Collect all lines from the records below that include the word "React".

> DATA SHOWN:
┌────────

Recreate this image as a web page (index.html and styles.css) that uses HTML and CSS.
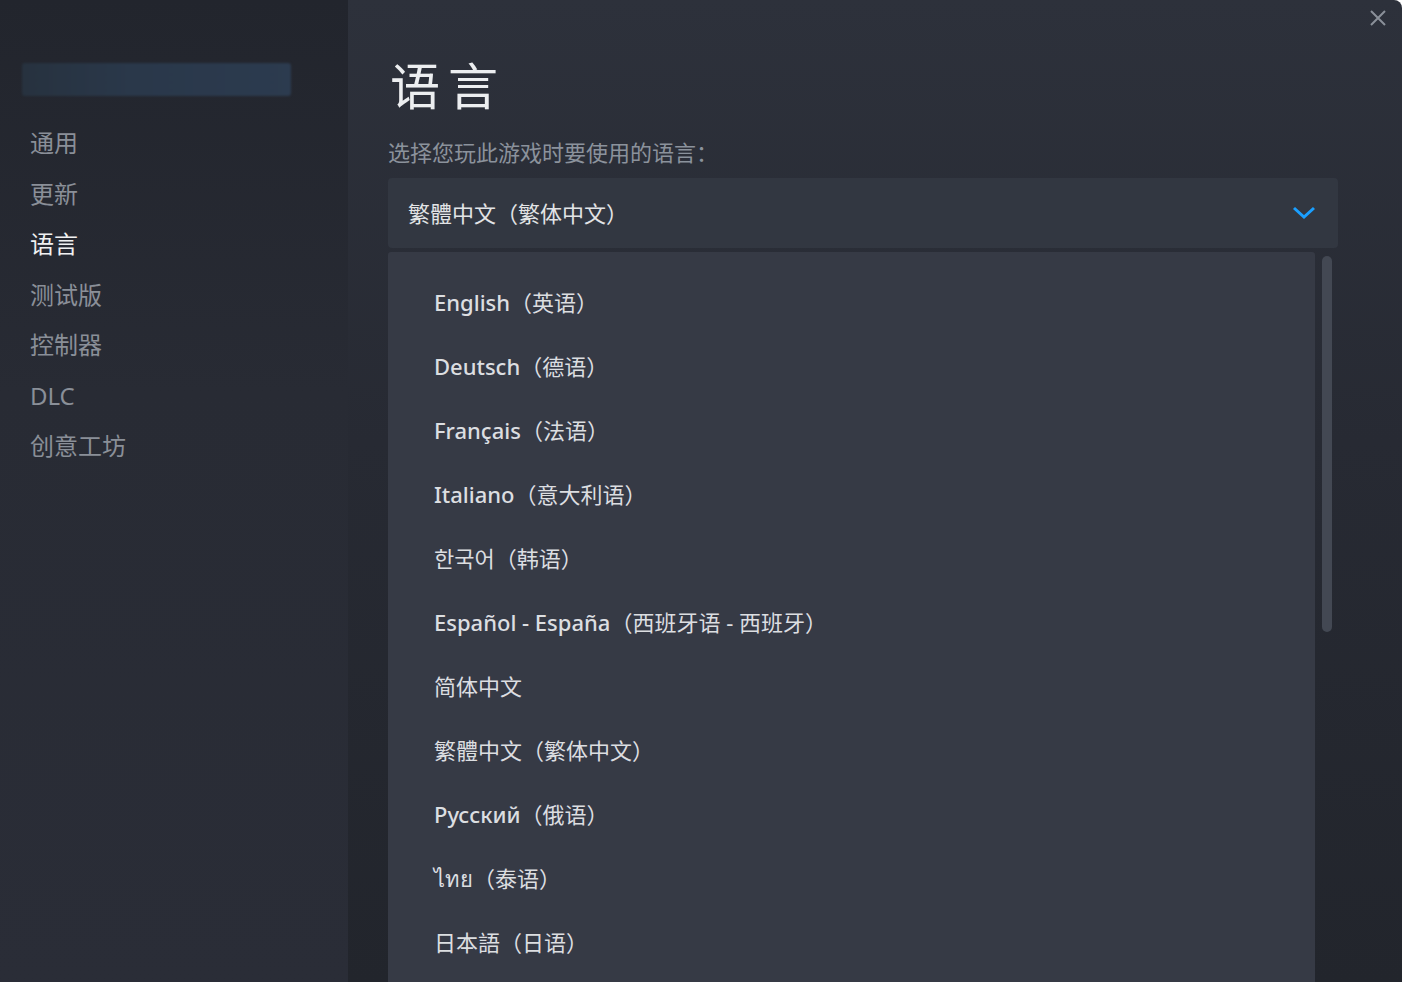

└────────
┌────────

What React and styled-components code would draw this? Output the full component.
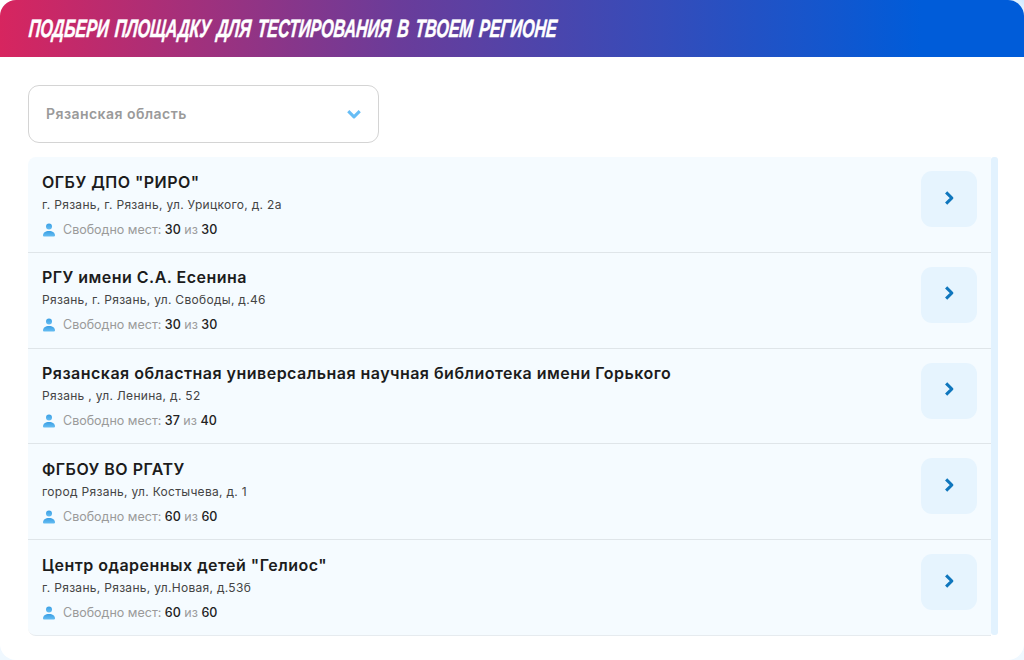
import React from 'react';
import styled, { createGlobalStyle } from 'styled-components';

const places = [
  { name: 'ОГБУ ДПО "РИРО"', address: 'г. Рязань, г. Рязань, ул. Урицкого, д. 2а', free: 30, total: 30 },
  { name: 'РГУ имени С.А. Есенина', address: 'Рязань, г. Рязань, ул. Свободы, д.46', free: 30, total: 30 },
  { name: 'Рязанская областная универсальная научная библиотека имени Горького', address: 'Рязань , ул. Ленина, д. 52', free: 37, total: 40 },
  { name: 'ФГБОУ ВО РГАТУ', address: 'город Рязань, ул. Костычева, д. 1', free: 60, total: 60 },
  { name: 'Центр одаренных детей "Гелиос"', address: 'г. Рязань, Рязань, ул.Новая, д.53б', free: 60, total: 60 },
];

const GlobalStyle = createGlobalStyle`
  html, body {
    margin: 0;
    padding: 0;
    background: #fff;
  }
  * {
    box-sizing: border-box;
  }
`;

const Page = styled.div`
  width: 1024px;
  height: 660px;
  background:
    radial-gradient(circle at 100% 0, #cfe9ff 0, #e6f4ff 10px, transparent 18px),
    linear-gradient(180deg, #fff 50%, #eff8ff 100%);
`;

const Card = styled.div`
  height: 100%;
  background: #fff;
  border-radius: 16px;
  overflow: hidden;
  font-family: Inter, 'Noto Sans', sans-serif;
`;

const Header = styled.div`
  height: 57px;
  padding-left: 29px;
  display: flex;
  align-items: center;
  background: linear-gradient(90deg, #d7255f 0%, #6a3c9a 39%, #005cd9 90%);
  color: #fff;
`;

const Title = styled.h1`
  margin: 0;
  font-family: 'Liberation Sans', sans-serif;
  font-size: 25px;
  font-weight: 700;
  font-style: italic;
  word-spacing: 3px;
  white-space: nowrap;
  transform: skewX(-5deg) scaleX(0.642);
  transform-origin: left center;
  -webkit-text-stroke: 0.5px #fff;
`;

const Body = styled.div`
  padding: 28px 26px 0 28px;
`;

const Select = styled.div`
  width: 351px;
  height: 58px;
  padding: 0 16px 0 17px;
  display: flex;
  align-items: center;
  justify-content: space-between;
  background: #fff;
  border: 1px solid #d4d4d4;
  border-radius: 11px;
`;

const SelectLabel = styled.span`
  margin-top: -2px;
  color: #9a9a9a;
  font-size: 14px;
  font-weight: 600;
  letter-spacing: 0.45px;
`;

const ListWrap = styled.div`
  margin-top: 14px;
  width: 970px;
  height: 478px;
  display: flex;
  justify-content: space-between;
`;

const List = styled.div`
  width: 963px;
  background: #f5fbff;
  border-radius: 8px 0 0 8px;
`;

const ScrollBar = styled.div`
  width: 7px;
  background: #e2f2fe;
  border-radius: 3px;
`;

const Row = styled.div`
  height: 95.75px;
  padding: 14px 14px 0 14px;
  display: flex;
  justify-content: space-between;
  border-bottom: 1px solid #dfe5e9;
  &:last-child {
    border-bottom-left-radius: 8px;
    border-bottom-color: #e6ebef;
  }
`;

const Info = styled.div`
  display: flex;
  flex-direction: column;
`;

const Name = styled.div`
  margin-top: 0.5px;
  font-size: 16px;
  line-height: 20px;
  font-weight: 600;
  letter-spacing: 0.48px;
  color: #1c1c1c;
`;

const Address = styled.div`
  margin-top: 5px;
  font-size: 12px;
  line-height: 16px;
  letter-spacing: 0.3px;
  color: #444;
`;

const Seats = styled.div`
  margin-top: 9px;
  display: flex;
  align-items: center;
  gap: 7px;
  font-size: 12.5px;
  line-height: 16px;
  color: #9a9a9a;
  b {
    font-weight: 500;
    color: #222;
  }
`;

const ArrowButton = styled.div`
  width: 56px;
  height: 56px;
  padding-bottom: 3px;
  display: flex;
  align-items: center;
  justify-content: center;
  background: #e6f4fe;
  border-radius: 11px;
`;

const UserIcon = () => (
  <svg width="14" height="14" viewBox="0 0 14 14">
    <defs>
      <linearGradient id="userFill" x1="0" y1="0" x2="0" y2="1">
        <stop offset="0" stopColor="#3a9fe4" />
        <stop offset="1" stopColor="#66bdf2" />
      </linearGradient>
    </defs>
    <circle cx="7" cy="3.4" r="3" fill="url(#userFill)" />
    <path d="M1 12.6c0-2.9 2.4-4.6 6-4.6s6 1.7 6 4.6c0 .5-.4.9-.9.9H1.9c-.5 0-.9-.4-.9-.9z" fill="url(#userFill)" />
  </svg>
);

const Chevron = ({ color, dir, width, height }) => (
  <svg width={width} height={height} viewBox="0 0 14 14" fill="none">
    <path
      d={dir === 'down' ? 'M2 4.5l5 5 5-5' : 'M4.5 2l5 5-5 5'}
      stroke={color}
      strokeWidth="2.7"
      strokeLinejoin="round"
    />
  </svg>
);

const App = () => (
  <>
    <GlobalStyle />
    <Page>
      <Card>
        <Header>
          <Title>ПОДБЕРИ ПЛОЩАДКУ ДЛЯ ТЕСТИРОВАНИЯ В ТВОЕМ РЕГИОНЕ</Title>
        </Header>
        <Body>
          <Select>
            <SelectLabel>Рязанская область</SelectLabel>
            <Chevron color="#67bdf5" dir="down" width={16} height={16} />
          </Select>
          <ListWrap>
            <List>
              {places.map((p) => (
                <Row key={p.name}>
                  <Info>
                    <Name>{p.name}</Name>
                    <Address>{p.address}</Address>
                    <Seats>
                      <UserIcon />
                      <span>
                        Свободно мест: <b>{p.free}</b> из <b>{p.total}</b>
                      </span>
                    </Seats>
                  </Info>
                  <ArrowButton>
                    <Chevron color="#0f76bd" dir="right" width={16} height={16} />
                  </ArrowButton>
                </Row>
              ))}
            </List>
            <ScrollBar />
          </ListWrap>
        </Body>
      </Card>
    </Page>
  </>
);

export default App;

└────────

> REPLY TO THE TASK:
What React and styled-components code would draw this? Output the full component.
import React from 'react';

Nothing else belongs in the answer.